▶ _Instructions for the task_: Omit every picture and output the rest of the records exactly as they are.

▶ _Recorded data_:
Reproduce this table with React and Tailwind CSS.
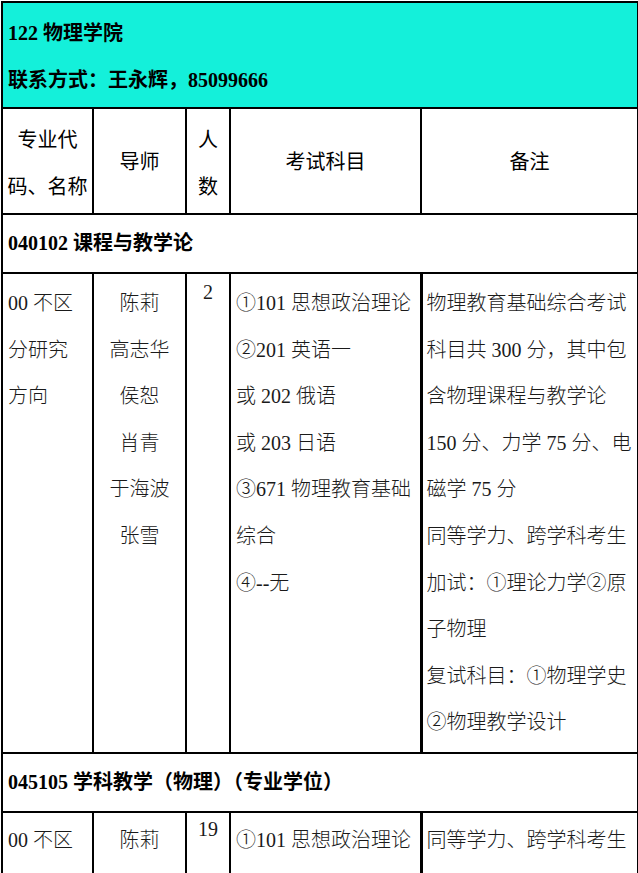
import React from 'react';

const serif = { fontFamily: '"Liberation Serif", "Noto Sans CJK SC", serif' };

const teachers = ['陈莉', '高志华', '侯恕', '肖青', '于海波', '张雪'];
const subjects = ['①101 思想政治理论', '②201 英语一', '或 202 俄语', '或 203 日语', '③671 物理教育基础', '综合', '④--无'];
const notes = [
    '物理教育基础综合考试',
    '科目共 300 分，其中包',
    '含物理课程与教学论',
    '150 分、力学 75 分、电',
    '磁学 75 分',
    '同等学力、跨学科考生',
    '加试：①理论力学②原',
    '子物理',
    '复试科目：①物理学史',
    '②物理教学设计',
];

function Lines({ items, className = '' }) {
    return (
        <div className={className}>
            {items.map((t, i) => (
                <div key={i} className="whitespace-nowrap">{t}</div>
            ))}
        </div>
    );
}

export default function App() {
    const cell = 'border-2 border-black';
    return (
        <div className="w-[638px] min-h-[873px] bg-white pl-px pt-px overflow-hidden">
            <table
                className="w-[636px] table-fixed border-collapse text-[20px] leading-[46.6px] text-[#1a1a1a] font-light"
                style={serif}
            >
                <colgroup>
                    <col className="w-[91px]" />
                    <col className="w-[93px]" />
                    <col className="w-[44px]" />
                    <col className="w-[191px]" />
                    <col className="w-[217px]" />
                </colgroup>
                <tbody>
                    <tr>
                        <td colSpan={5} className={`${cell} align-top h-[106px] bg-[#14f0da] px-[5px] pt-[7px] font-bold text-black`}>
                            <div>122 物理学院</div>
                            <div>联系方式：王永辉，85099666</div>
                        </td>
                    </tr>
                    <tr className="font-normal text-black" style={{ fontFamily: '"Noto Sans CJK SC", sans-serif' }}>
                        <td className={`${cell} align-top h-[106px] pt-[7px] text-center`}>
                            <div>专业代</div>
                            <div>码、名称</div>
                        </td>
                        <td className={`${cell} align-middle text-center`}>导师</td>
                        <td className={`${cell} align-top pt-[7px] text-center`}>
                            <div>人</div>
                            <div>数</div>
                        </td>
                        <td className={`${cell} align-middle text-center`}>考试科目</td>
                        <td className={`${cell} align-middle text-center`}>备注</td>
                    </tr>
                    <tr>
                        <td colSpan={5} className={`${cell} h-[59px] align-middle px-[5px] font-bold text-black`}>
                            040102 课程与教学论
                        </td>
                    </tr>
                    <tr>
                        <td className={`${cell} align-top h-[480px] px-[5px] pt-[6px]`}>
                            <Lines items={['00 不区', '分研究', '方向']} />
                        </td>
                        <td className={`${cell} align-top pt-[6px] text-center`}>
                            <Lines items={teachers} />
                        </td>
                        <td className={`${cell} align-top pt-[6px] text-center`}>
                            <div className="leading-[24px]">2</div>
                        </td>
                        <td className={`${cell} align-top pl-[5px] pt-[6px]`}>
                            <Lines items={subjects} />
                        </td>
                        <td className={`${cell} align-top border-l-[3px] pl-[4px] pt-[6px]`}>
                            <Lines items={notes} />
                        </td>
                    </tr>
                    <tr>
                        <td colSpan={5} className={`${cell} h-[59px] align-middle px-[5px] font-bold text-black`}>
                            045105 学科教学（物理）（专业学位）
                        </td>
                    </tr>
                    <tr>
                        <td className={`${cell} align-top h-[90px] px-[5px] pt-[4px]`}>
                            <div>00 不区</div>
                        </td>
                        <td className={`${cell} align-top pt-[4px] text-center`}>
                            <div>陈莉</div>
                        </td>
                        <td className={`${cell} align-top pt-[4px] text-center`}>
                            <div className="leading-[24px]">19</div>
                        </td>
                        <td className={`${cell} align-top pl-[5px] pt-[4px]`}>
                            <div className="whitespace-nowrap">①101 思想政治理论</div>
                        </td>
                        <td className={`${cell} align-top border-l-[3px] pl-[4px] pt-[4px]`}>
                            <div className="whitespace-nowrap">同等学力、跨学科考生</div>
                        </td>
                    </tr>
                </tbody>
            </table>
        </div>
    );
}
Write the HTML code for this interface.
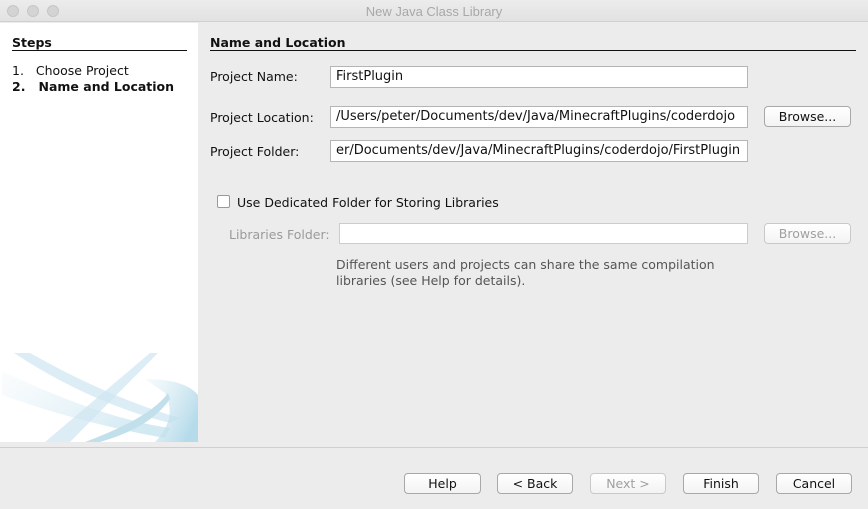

▶ _Reply to the exercise_:
Reproduce this table with React and Tailwind CSS.
import React from 'react';

const serif = { fontFamily: '"Liberation Serif", "Noto Sans CJK SC", serif' };

const teachers = ['陈莉', '高志华', '侯恕', '肖青', '于海波', '张雪'];
const subjects = ['①101 思想政治理论', '②201 英语一', '或 202 俄语', '或 203 日语', '③671 物理教育基础', '综合', '④--无'];
const notes = [
    '物理教育基础综合考试',
    '科目共 300 分，其中包',
    '含物理课程与教学论',
    '150 分、力学 75 分、电',
    '磁学 75 分',
    '同等学力、跨学科考生',
    '加试：①理论力学②原',
    '子物理',
    '复试科目：①物理学史',
    '②物理教学设计',
];

function Lines({ items, className = '' }) {
    return (
        <div className={className}>
            {items.map((t, i) => (
                <div key={i} className="whitespace-nowrap">{t}</div>
            ))}
        </div>
    );
}

export default function App() {
    const cell = 'border-2 border-black';
    return (
        <div className="w-[638px] min-h-[873px] bg-white pl-px pt-px overflow-hidden">
            <table
                className="w-[636px] table-fixed border-collapse text-[20px] leading-[46.6px] text-[#1a1a1a] font-light"
                style={serif}
            >
                <colgroup>
                    <col className="w-[91px]" />
                    <col className="w-[93px]" />
                    <col className="w-[44px]" />
                    <col className="w-[191px]" />
                    <col className="w-[217px]" />
                </colgroup>
                <tbody>
                    <tr>
                        <td colSpan={5} className={`${cell} align-top h-[106px] bg-[#14f0da] px-[5px] pt-[7px] font-bold text-black`}>
                            <div>122 物理学院</div>
                            <div>联系方式：王永辉，85099666</div>
                        </td>
                    </tr>
                    <tr className="font-normal text-black" style={{ fontFamily: '"Noto Sans CJK SC", sans-serif' }}>
                        <td className={`${cell} align-top h-[106px] pt-[7px] text-center`}>
                            <div>专业代</div>
                            <div>码、名称</div>
                        </td>
                        <td className={`${cell} align-middle text-center`}>导师</td>
                        <td className={`${cell} align-top pt-[7px] text-center`}>
                            <div>人</div>
                            <div>数</div>
                        </td>
                        <td className={`${cell} align-middle text-center`}>考试科目</td>
                        <td className={`${cell} align-middle text-center`}>备注</td>
                    </tr>
                    <tr>
                        <td colSpan={5} className={`${cell} h-[59px] align-middle px-[5px] font-bold text-black`}>
                            040102 课程与教学论
                        </td>
                    </tr>
                    <tr>
                        <td className={`${cell} align-top h-[480px] px-[5px] pt-[6px]`}>
                            <Lines items={['00 不区', '分研究', '方向']} />
                        </td>
                        <td className={`${cell} align-top pt-[6px] text-center`}>
                            <Lines items={teachers} />
                        </td>
                        <td className={`${cell} align-top pt-[6px] text-center`}>
                            <div className="leading-[24px]">2</div>
                        </td>
                        <td className={`${cell} align-top pl-[5px] pt-[6px]`}>
                            <Lines items={subjects} />
                        </td>
                        <td className={`${cell} align-top border-l-[3px] pl-[4px] pt-[6px]`}>
                            <Lines items={notes} />
                        </td>
                    </tr>
                    <tr>
                        <td colSpan={5} className={`${cell} h-[59px] align-middle px-[5px] font-bold text-black`}>
                            045105 学科教学（物理）（专业学位）
                        </td>
                    </tr>
                    <tr>
                        <td className={`${cell} align-top h-[90px] px-[5px] pt-[4px]`}>
                            <div>00 不区</div>
                        </td>
                        <td className={`${cell} align-top pt-[4px] text-center`}>
                            <div>陈莉</div>
                        </td>
                        <td className={`${cell} align-top pt-[4px] text-center`}>
                            <div className="leading-[24px]">19</div>
                        </td>
                        <td className={`${cell} align-top pl-[5px] pt-[4px]`}>
                            <div className="whitespace-nowrap">①101 思想政治理论</div>
                        </td>
                        <td className={`${cell} align-top border-l-[3px] pl-[4px] pt-[4px]`}>
                            <div className="whitespace-nowrap">同等学力、跨学科考生</div>
                        </td>
                    </tr>
                </tbody>
            </table>
        </div>
    );
}
Write the HTML code for this interface.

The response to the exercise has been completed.